Following hard upon “Radar Man”, the final episode begins with Ikari Keiichi, dishonorably retired detective, and Sagi Tsukiko, painfully withdrawn character designer, trapped in a fantasy world in which Ikari is able to live his beloved fantasy of being a simple cop faced with simple problems, where an ineradicable problem like phantom teens on rollerblades never comes up. In the real world, Maniwa Mitsuhiro, former detective and current crazy visionary, faces down the present face of Lil’ Slugger: a formless black mass that devours the people it comes into contact with, and leaves total destruction in its wake. Only Tsukiko can stop it, but she is also rather enjoying Ikari’s fantasy world.
“The Final Episode” is rife with heartbreaking revelations and moments, and the first is what we learn of Ikari and Tsukiko: he has always wanted a daughter, to prove that he could be a better father than the one who raised him; she has always wanted a father who would love her and treat her kindly, instead of the strict, cold man who brought her up after her mother died. They find this in one another, with Tsukiko eventually regressing to a child, toting along a pet dog – the real Maromi.
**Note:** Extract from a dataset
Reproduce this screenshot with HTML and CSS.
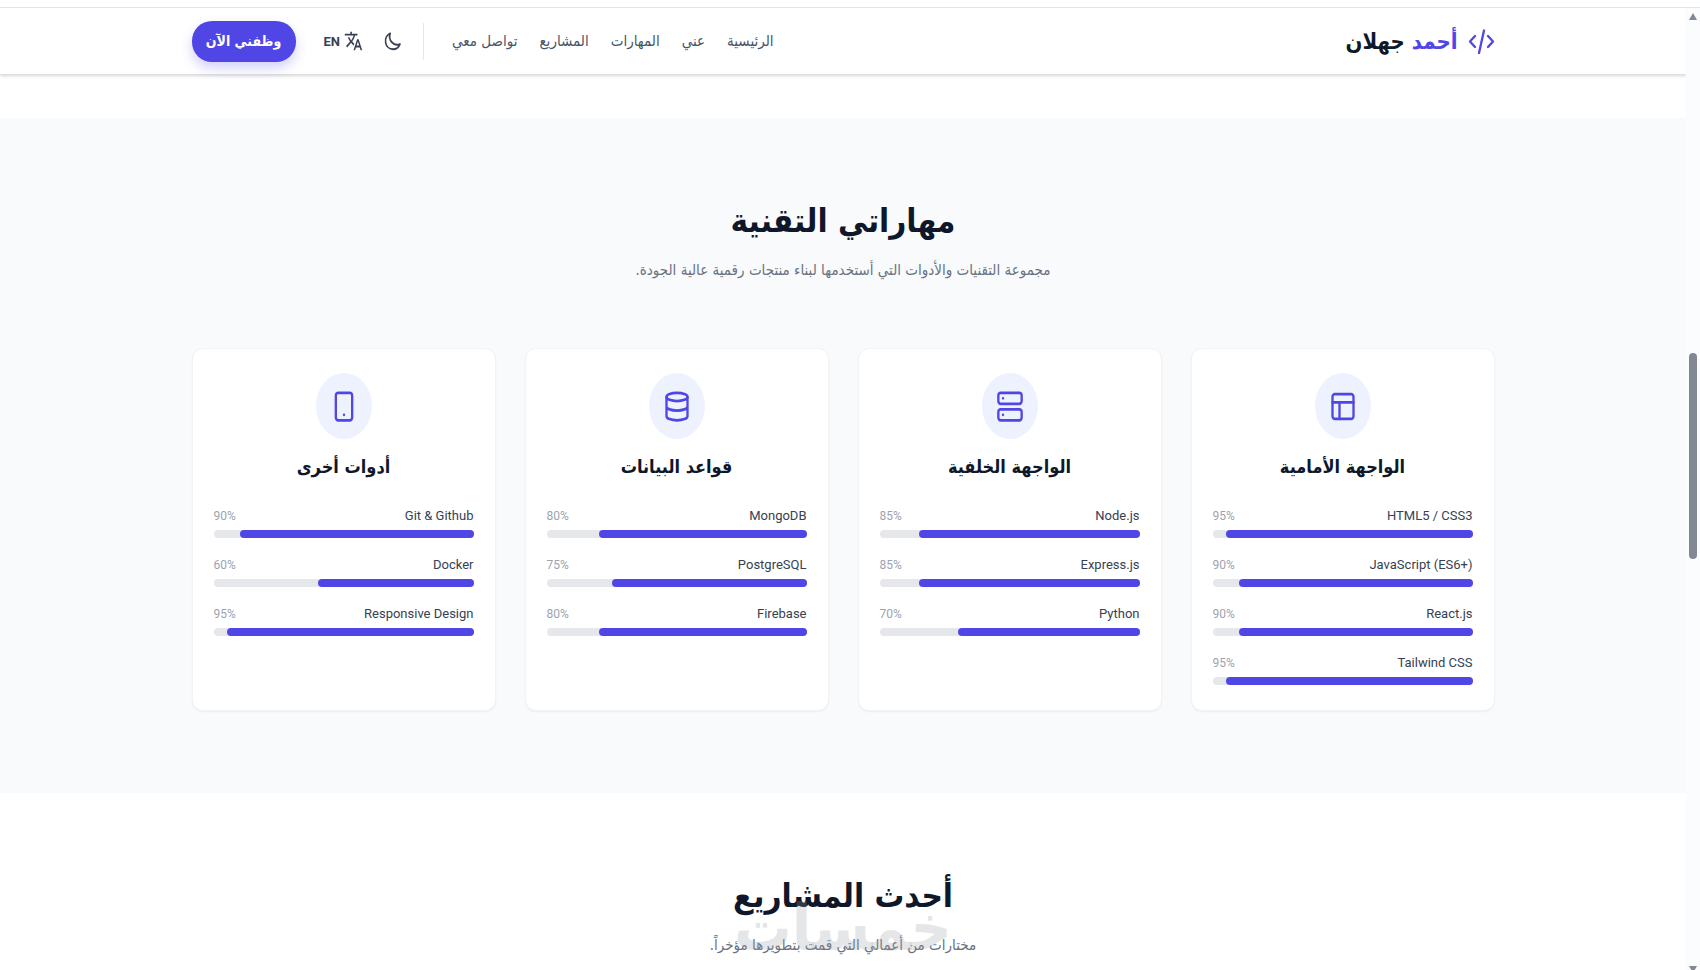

Setting aside the external narrative concern of the episode, the drama is primarily focused on how these two characters are made to confront what is true, rather than what they wish to be true. Ikari does this through the ghostly presence of his beloved wife Misae, and much as she was able to triumph in “No Entry” because of her awareness that their shared love meant that her life was no longer hers alone, he is only able to escape his self-designed cage her by the constant reminder of all the things she has meant to him, which would be invalidated in this painless, meaningless existence.
Tsukiko’s self-realisation is not merely the climax of “The Final Episode” but of Paranoia Agent itself: for by now we have long since realised that Lil’ Slugger was entirely her creation, but she herself has not known that. It’s only now that we learn why she invented the strange youth whose acts of violence makes problems go away; yet the answer to this longstanding question ends up being far less important than the story that immediately follows, what Tsukiko chooses to do with that knowledge. The scene in which she makes her choice is at once the most harrowing, tender, and breathtaking (as in, I literally stopped breathing) moment in all of Paranoia Agent.
The more, shall we say, “paranormal” aspects of Paranoia Agent are grand and vexing, of course, and best dealt with, I suppose, by conceding that what appears to happen is exactly what happens. This might be immediately unsatisfying – the human animal naturally craves “realism”, and of course there’s not a damn thing realistic about any of this – but as the literalisation of a theme, it’s quite cunning, and a corker of a narrative device. In essence, Paranoia Agent tells us that what you believe, is what you will experience – and if it seems odd that one girl’s self-deluding invention of a bat-wielding thug could take over an entire country as we see over the course of Paranoia Agent, it should never be forgotten that Tsukiko had already done the exact same thing with the disarmingly cute Maromi. Unbeknown to her and her beleaguered boss, she has, in fact, created the next huge character to supplement Maromi in Lil’ Slugger – both of whom are, in essence, the same, just like Maniwa insists. They both are manifestations of the desire to have all your problems go away without any active effort.
Thus: the populace that embraced Maromi embraces Lil’ Slugger, and in believing in him, gives him life. Again, this isn’t “real”, but it has a truth of its own. For it is basically true that the reality we live is the one we construct: this is true both in terms of perception and neuroscience, and in psychological terms. Believe that you are going to be miserable, and its ten-to-one that you will be. Paranoia Agent simply externalises this to make a point, and it makes the point with exquisite beauty and grace.
The episode ends with a passage that re-creates the opening of the first episode, in sometimes shot-for-shot detail. Here we find the dark, pessimistic side of the show’s theme: for if some of us, like Misae, can learn to rise above the indignities of everyday life and triumph, most of us always want the easy way out. People still have almost exactly the same conversations, trying in every way to put the blame for their state on everyone else; people still want a friendly face to say,”just go to sleep and it’s all fine”. Not even a massive, city-devastating crisis can do more than briefly interrupt this grand pattern of behavior. It is not a miserable ending, but a cautionary one: if we don’t change, then everything that we do to ourselves will just happen again. I don’t know what Maniwa sees at the very end, leading to the final iteration of the end credits; but I suspect it would be rather familiar to anyone who’d just watched the series.
With that, may I do as Shounen Bat himself, and bid you all sayonara.